Structure of a Merkle Tree

A Merkle Tree is typically a binary tree but can have higher branching factors. Its structure includes:

Leaf Nodes
- Contain the hash of individual data blocks.
- Each data block is hashed using a cryptographic hash function such as SHA-256.
Non-Leaf (Parent) Nodes
- Each parent node contains the hash of the concatenation of its child node hashes.
- Combines child information to create a summary hash at a higher level.
Merkle Root
- The topmost node of the tree, representing the hash of all underlying data.
- Acts as a fingerprint of the dataset.
- Any change in the data propagates up to this root, making tampering detectable.
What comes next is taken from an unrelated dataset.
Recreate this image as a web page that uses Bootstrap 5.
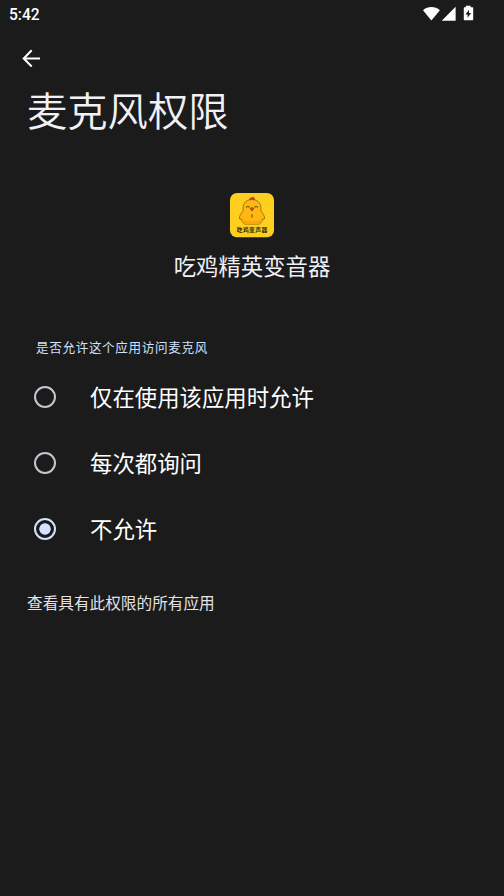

Example with Four Data Blocks

Suppose we have four data blocks: A, B, C, D.

Compute leaf hashes:
- H(A), H(B), H(C), H(D)
Compute parent hashes:
- H(AB) = H(H(A) + H(B))
- H(CD) = H(H(C) + H(D))
Compute the Merkle Root:
- Merkle Root = H(H(AB) + H(CD))

        Merkle Root
         /      \
      H(AB)    H(CD)
      /  \     /  \
   H(A) H(B) H(C) H(D)

How Merkle Tree Works

Data Insertion
- Each data block is hashed to create leaf nodes.
- Hashes are combined pairwise to create parent nodes.
- This process continues until the Merkle Root is obtained.
Data Verification
- To verify a single block, retrieve the block’s hash and all sibling hashes along the path to the root.
- Recompute the hashes up to the Merkle Root.
- Compare with the stored Merkle Root. If they match, the data is valid.
Efficiency
- Only log2(n) hashes are required for verification of a single data block in a tree with n leaf nodes.
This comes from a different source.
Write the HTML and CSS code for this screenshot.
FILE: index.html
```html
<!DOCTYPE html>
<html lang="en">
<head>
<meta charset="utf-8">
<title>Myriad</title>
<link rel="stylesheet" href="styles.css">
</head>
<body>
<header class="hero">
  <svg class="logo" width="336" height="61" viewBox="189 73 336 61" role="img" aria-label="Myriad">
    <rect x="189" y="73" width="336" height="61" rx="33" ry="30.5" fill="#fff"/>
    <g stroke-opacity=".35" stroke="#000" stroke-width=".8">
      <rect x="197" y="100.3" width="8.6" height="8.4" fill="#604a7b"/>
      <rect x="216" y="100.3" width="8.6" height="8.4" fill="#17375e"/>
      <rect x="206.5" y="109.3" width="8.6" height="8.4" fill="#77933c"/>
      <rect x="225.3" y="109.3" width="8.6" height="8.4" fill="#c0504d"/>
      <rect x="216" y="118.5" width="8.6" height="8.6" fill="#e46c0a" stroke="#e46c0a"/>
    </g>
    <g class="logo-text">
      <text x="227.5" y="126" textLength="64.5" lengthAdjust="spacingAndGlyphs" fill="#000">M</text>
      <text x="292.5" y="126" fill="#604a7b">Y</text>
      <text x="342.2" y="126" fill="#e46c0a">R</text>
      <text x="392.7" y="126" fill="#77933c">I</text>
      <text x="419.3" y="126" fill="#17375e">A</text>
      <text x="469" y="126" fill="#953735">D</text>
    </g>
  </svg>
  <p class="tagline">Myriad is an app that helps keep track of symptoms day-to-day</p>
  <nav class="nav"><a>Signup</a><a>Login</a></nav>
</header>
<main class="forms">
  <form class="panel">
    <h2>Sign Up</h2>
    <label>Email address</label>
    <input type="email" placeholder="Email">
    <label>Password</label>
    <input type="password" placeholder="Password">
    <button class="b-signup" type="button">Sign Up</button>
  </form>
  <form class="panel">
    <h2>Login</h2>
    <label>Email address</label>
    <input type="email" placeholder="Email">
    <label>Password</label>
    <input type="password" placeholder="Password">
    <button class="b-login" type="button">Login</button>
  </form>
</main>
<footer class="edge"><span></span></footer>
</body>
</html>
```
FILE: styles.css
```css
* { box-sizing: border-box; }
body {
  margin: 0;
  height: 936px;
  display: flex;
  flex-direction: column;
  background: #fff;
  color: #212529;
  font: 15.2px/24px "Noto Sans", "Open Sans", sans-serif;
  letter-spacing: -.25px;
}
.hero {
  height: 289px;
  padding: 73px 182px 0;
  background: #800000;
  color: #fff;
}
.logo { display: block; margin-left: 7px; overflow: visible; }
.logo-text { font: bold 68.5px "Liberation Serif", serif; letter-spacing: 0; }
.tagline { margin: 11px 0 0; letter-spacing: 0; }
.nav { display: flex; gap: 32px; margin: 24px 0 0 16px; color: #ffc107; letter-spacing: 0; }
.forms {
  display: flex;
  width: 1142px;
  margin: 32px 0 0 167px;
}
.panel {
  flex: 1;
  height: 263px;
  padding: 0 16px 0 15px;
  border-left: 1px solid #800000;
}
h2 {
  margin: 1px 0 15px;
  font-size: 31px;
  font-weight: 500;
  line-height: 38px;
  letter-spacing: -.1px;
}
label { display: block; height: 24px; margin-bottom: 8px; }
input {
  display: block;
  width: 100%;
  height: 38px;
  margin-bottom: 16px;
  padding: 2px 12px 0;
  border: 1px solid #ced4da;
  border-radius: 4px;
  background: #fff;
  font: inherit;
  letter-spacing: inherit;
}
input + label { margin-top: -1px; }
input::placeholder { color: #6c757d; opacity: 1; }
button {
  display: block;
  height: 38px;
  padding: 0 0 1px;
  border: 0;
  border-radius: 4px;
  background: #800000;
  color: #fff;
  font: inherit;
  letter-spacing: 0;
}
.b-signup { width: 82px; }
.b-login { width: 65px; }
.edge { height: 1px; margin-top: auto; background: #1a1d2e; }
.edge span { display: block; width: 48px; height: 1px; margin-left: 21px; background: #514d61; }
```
Applications of Merkle Tree

Blockchain
- Verifies transactions in a block efficiently.
- Enables lightweight clients (SPV) to verify transactions without downloading full blocks.
Peer-to-Peer Networks
- Ensures integrity of file segments in systems like BitTorrent.
- Detects corrupted or modified segments during transfer.
Version Control Systems
- Git uses Merkle-like structures to track commits and file versions.
- Ensures consistency and integrity of repository history.
Distributed Databases
- Detects tampering and synchronizes data efficiently.
- Minimizes bandwidth usage when comparing datasets across nodes.
Secure File Storage
- Verifies integrity of large files stored in distributed systems.
- Ensures users or nodes cannot modify files undetected.
Data Synchronization
- Efficiently detects differences between large datasets in distributed systems.

Advantages of Merkle Tree

Efficient Verification
- Verifying a single block requires only a small number of hash calculations (logarithmic with the number of blocks).
Tamper-Resistant
- Any modification of a data block changes the root hash, making tampering evident.
Scalable
- Can handle millions or billions of data blocks efficiently.
Lightweight
- Only hashes need to be stored and transmitted for verification, reducing storage and network requirements.
Supports Partial Verification
- Enables verification of specific data blocks without accessing the entire dataset.

Limitations of Merkle Tree

Hashing Overhead
- Requires multiple hash calculations during insertion or verification.
Not a Complete Database
- Merkle Trees verify integrity but do not store or retrieve actual data efficiently.
Binary Tree Limitation
- Some applications may require higher branching factors, complicating tree management.
Complexity in Updates
- Inserting or deleting data may require recalculating hashes along the path to the root.

Java Implementation Example

import java.security.MessageDigest;
import java.util.ArrayList;
import java.util.List;

public class MerkleTree {

    static class Node {
        String hash;
        Node left, right;

        Node(String hash) {
            this.hash = hash;
        }
    }

    public static String sha256(String input) throws Exception {
        MessageDigest digest = MessageDigest.getInstance("SHA-256");
        byte[] hashBytes = digest.digest(input.getBytes("UTF-8"));
        StringBuilder sb = new StringBuilder();
        for (byte b : hashBytes) {
            sb.append(String.format("%02x", b));
        }
        return sb.toString();
    }

    public static Node buildMerkleTree(List<String> dataBlocks) throws Exception {
        List<Node> nodes = new ArrayList<>();
        for (String data : dataBlocks) {
            nodes.add(new Node(sha256(data)));
        }

        while (nodes.size() > 1) {
            List<Node> newLevel = new ArrayList<>();
            for (int i = 0; i < nodes.size(); i += 2) {
                Node left = nodes.get(i);
                Node right = (i + 1 < nodes.size()) ? nodes.get(i + 1) : left;
                String combinedHash = sha256(left.hash + right.hash);
                Node parent = new Node(combinedHash);
                parent.left = left;
                parent.right = right;
                newLevel.add(parent);
            }
            nodes = newLevel;
        }

        return nodes.get(0); // Merkle Root
    }

    public static void main(String[] args) throws Exception {
        List<String> data = List.of("A", "B", "C", "D");
        Node root = buildMerkleTree(data);
        System.out.println("Merkle Root: " + root.hash);
    }
}

Summary

A Merkle Tree is a hash-based hierarchical structure for efficiently verifying data integrity.
Leaf nodes store hashes of data blocks; parent nodes store hashes of concatenated child hashes.
The Merkle Root represents the hash of the entire dataset.
Applications include blockchains, P2P networks, Git, distributed databases, and secure file storage.
Provides tamper detection, efficient verification, scalability, and lightweight verification.
Only logarithmic number of hashes are needed to verify any block in the tree.